Koniec z rosyjskim paliwem jądrowym. Bruksela mówi: dość
Rosyjska energetyka jądrowa na celowniku. Bruksela chce uniezależnić się od paliwa jądrowego Moskwy, ograniczając do minimum dostawy uranu. Analitycy wskazują już nawet alternatywne kierunki.

Za chwilę mamy poznać plan Komisji Europejskiej dotyczący zakończenia importu gazu z Rosji do 2027 r. Tym razem do jego zaakceptowania nie będzie obowiązywała jednomyślność. Wystarczy kwalifikowana większość, czyli co najmniej 55 proc. państw członkowskich głosujących „za”. Okazuje się, że Bruksela planuje też inne kroki, które mają wyraźnie ściąć energetyczne zarobki Moskwy. Unia Europejska chce też uderzyć w rosyjską energetykę jądrową, a dokładnie we wzbogacony uran i paliwo jądrowe z Rosji.
To również nastąpi, ale na pierwszym etapie skupimy się na gazie - zastrzega Dan Jorgensen, unijny komisarz ds. energii.
Żebyśmy na rosyjskim uranie nie wyszli jak na gazie ziemnym
Jak wylicza think tank Bruegel, Rosja w 2023 r. dostarczyła UE 38 proc. wzbogaconego uranu i 23 proc. surowego uranu. W 2024 r. Bruksela zaimportowała ponad 700 mln euro rosyjskiej produktów uranowych, co jednak stanowi małą część energetycznego rachunku Moskwy, opiewającego w sumie na 22 mld euro.
Po inwazji Rosji na Ukrainę i w świetle jej militaryzacji eksportu gazu ziemnego, narażenie UE na rosyjski uran stanowi potencjalne ryzyko strategiczne - przekonują analitycy Bruegel.

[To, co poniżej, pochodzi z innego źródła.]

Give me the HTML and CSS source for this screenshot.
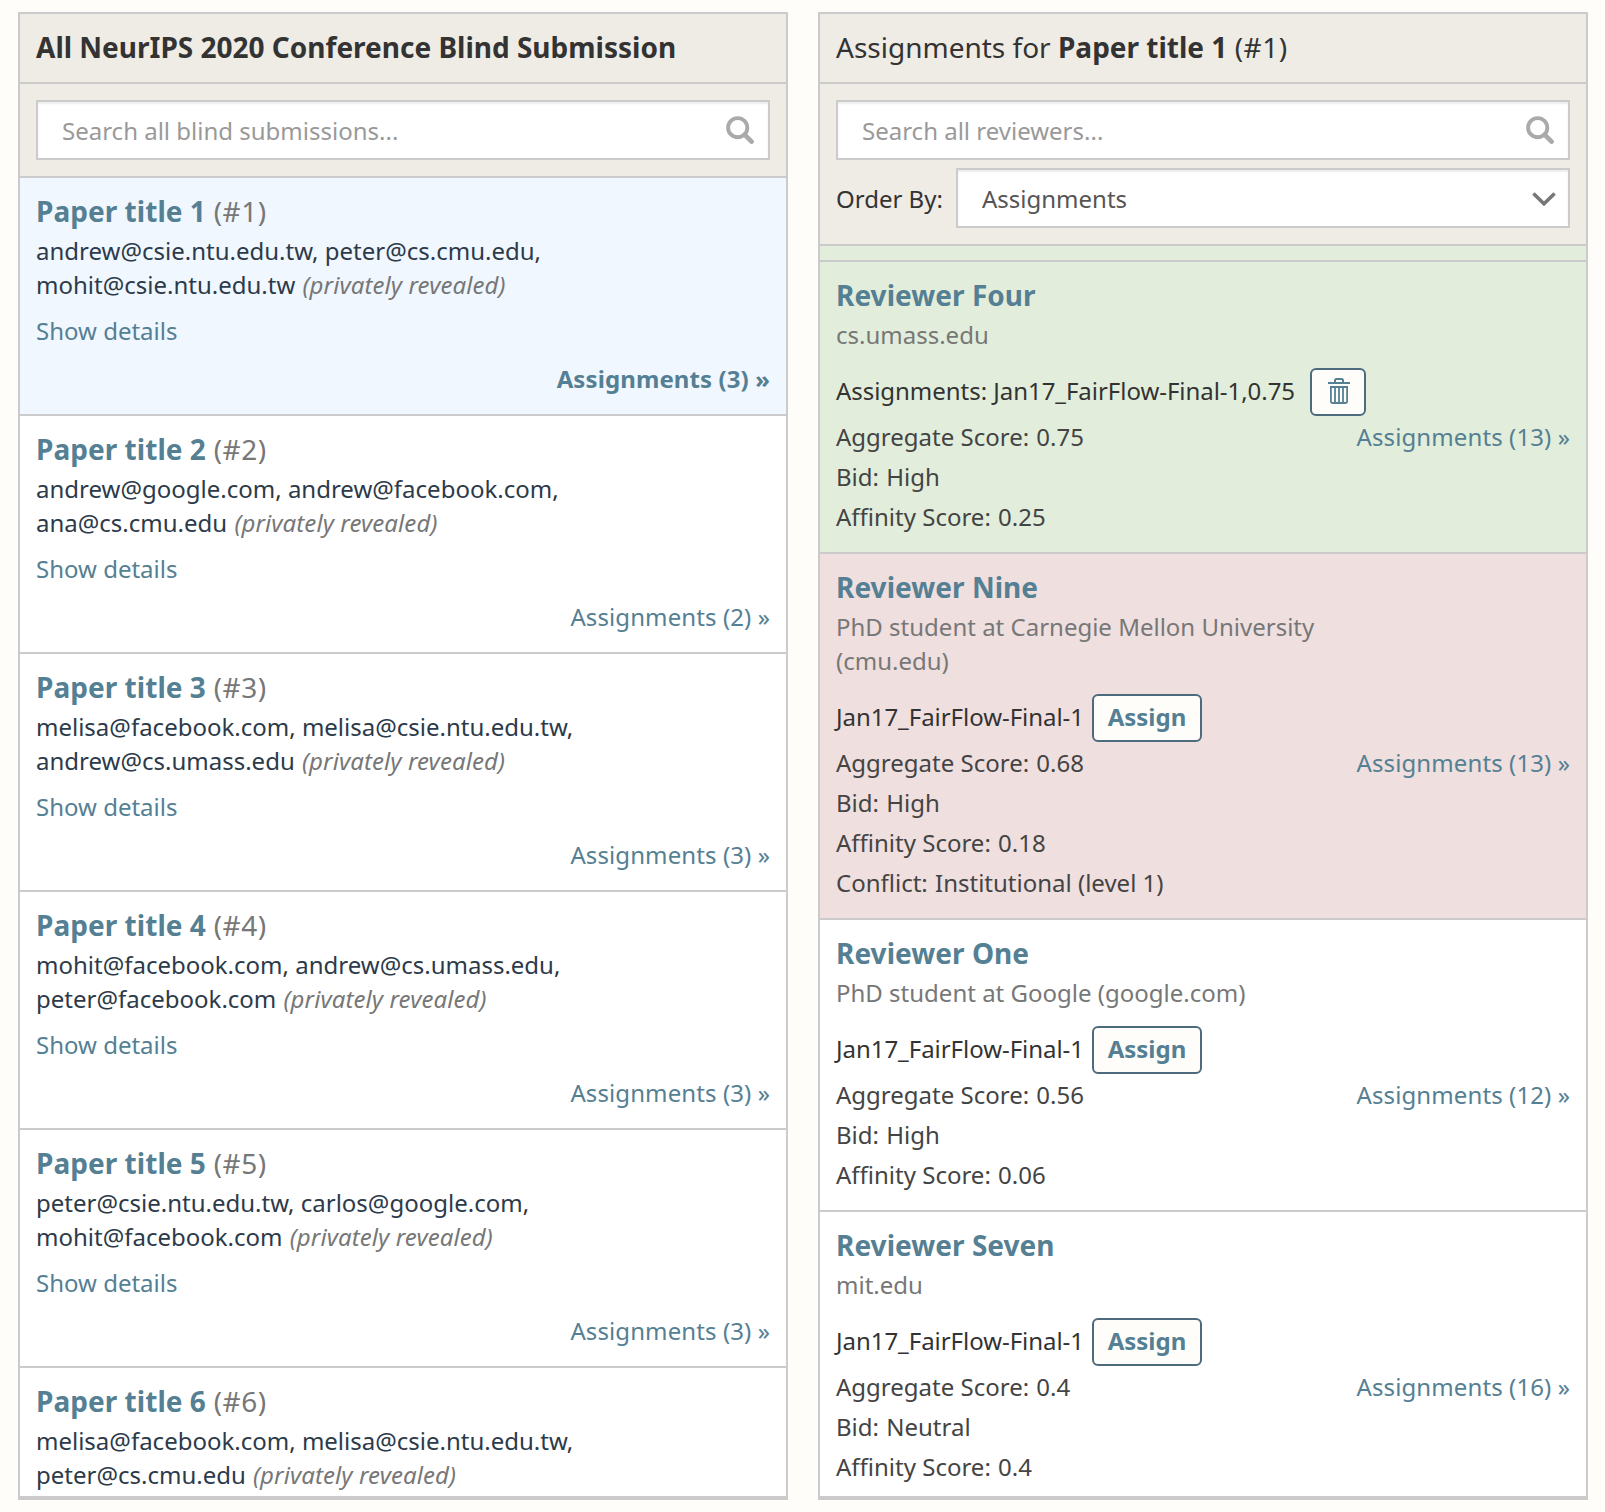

Think tank zwraca uwagę, że Rosja nie jest zaufanym partnerem handlowym, o czym najlepiej przekonuje niedawny kryzys energetyczny, wywołany manipulacjami Gazpromu przy dostawach gazu ziemnego do Europy. W przypadku energetyki jądrowej może być bardzo podobnie.
Nagłe i nieoczekiwane wstrzymanie eksportu rosyjskiego uranu zakłóciłoby łańcuchy dostaw, co mogłoby mieć negatywne skutki krótkoterminowe. Europejskie przedsiębiorstwa użyteczności publicznej przygotowują się na to ryzyko, gromadząc zapasy - czytamy w analizie Bruegel.
Część energetyki jądrowej w UE jest z Rosji
Unijny zakaz dla uranu z Rosji nie jest wcale takim łatwym zadaniem. Trzeba pamiętać, że rosyjska energetyka jądrowa cały czas jest w Europie obecna. Pięć krajów UE: Bułgaria, Czechy, Finlandia, Węgry i Słowacja posiada zaprojektowane przez Rosję reaktory, działające na rosyjskim paliwie jądrowym. W sumie na 99 działających w UE reaktorów jądrowych 19 z nich (o mocy 11 GW) to reaktory typu woda-woda, które zaprojektowano w Rosji. Do nich paliwo głównie dostarcza Rosatom.
Musimy być pewni, że nie stawiamy krajów w sytuacji, w której nie mają bezpieczeństwa dostaw. Dlatego pracujemy tak szybko, jak to możliwe, aby również to było częścią propozycji - akcentuje Dan Jorgensen.
Więcej o energetyce jądrowej przeczytasz na Spider’s Web:
Bruegel zwraca jednak uwagę, że zastąpienie rosyjskich dostaw rudy uranowej nie stanowi jednak zbyt dużego wyzwania, ponieważ naturalny uran jest dostępny w dużych ilościach, a Rosja dostarcza ok. 5 proc. globalnych dostaw pierwotnych.
Jednak Europa jest w pełni zależna od importowanego uranu. Unia Europejska powinna odnowić inwestycje w logistykę, wzmocnić partnerstwa ze stabilnymi krajami produkującymi uran, w tym Kanadą, Australią i Namibią, oraz wspierać rozwój alternatywnych tras dostaw z Kazachstanu i innych producentów z Azji Środkowej - zaleca Bruegel.